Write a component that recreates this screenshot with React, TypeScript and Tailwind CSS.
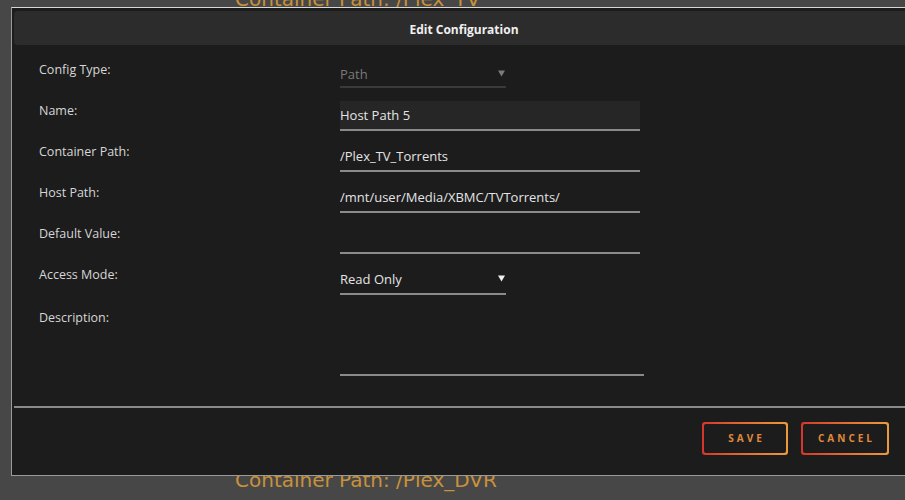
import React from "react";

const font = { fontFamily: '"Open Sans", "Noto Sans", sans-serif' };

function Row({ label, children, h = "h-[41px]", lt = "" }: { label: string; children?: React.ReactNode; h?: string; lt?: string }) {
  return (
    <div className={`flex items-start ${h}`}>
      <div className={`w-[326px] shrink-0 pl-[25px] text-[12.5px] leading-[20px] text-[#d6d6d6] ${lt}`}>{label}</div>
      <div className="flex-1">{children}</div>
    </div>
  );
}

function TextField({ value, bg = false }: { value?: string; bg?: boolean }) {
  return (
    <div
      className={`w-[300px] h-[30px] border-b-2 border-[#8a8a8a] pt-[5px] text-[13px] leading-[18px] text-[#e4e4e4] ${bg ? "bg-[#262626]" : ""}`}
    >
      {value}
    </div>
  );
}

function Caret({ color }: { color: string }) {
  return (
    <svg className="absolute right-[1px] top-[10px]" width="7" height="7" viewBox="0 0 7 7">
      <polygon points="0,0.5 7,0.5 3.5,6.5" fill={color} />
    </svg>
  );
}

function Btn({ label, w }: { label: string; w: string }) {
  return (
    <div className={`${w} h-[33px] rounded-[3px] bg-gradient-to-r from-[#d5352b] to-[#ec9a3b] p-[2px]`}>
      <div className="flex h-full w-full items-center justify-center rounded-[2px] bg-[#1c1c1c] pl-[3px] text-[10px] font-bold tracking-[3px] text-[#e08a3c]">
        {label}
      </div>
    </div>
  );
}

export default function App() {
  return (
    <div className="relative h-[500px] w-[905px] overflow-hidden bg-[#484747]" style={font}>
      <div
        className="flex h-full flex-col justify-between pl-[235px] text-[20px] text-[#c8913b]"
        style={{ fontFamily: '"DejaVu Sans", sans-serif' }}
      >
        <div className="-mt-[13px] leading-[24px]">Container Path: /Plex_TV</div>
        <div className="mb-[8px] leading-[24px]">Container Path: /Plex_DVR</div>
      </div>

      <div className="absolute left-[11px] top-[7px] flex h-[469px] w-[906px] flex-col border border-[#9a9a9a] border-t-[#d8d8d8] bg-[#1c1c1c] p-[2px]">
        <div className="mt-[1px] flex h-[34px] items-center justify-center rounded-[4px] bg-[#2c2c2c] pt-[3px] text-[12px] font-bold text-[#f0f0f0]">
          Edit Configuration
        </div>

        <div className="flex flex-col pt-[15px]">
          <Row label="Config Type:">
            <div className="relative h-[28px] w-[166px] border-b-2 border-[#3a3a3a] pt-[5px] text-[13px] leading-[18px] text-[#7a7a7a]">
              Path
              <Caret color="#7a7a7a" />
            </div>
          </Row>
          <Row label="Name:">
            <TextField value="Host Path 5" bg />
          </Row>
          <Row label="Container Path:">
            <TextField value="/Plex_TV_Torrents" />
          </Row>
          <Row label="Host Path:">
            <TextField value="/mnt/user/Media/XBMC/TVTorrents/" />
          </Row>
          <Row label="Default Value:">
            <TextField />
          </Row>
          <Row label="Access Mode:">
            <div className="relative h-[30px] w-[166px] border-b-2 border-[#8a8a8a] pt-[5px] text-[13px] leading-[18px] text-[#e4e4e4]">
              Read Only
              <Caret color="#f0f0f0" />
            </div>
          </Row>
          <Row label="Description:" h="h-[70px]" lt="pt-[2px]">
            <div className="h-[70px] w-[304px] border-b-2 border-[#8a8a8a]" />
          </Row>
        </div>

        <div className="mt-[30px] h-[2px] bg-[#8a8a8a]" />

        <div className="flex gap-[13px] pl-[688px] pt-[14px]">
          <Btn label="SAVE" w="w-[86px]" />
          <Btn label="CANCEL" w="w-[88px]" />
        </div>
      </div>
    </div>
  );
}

_INSTRUCTIONS TO FOLLOW_
Copy out each line exactly, without the pictures.

_OUTPUT BELOW_
Write a component that recreates this screenshot with React, TypeScript and Tailwind CSS.
import React from "react";

const font = { fontFamily: '"Open Sans", "Noto Sans", sans-serif' };

function Row({ label, children, h = "h-[41px]", lt = "" }: { label: string; children?: React.ReactNode; h?: string; lt?: string }) {
  return (
    <div className={`flex items-start ${h}`}>
      <div className={`w-[326px] shrink-0 pl-[25px] text-[12.5px] leading-[20px] text-[#d6d6d6] ${lt}`}>{label}</div>
      <div className="flex-1">{children}</div>
    </div>
  );
}

function TextField({ value, bg = false }: { value?: string; bg?: boolean }) {
  return (
    <div
      className={`w-[300px] h-[30px] border-b-2 border-[#8a8a8a] pt-[5px] text-[13px] leading-[18px] text-[#e4e4e4] ${bg ? "bg-[#262626]" : ""}`}
    >
      {value}
    </div>
  );
}

function Caret({ color }: { color: string }) {
  return (
    <svg className="absolute right-[1px] top-[10px]" width="7" height="7" viewBox="0 0 7 7">
      <polygon points="0,0.5 7,0.5 3.5,6.5" fill={color} />
    </svg>
  );
}

function Btn({ label, w }: { label: string; w: string }) {
  return (
    <div className={`${w} h-[33px] rounded-[3px] bg-gradient-to-r from-[#d5352b] to-[#ec9a3b] p-[2px]`}>
      <div className="flex h-full w-full items-center justify-center rounded-[2px] bg-[#1c1c1c] pl-[3px] text-[10px] font-bold tracking-[3px] text-[#e08a3c]">
        {label}
      </div>
    </div>
  );
}

export default function App() {
  return (
    <div className="relative h-[500px] w-[905px] overflow-hidden bg-[#484747]" style={font}>
      <div
        className="flex h-full flex-col justify-between pl-[235px] text-[20px] text-[#c8913b]"
        style={{ fontFamily: '"DejaVu Sans", sans-serif' }}
      >
        <div className="-mt-[13px] leading-[24px]">Container Path: /Plex_TV</div>
        <div className="mb-[8px] leading-[24px]">Container Path: /Plex_DVR</div>
      </div>

      <div className="absolute left-[11px] top-[7px] flex h-[469px] w-[906px] flex-col border border-[#9a9a9a] border-t-[#d8d8d8] bg-[#1c1c1c] p-[2px]">
        <div className="mt-[1px] flex h-[34px] items-center justify-center rounded-[4px] bg-[#2c2c2c] pt-[3px] text-[12px] font-bold text-[#f0f0f0]">
          Edit Configuration
        </div>

        <div className="flex flex-col pt-[15px]">
          <Row label="Config Type:">
            <div className="relative h-[28px] w-[166px] border-b-2 border-[#3a3a3a] pt-[5px] text-[13px] leading-[18px] text-[#7a7a7a]">
              Path
              <Caret color="#7a7a7a" />
            </div>
          </Row>
          <Row label="Name:">
            <TextField value="Host Path 5" bg />
          </Row>
          <Row label="Container Path:">
            <TextField value="/Plex_TV_Torrents" />
          </Row>
          <Row label="Host Path:">
            <TextField value="/mnt/user/Media/XBMC/TVTorrents/" />
          </Row>
          <Row label="Default Value:">
            <TextField />
          </Row>
          <Row label="Access Mode:">
            <div className="relative h-[30px] w-[166px] border-b-2 border-[#8a8a8a] pt-[5px] text-[13px] leading-[18px] text-[#e4e4e4]">
              Read Only
              <Caret color="#f0f0f0" />
            </div>
          </Row>
          <Row label="Description:" h="h-[70px]" lt="pt-[2px]">
            <div className="h-[70px] w-[304px] border-b-2 border-[#8a8a8a]" />
          </Row>
        </div>

        <div className="mt-[30px] h-[2px] bg-[#8a8a8a]" />

        <div className="flex gap-[13px] pl-[688px] pt-[14px]">
          <Btn label="SAVE" w="w-[86px]" />
          <Btn label="CANCEL" w="w-[88px]" />
        </div>
      </div>
    </div>
  );
}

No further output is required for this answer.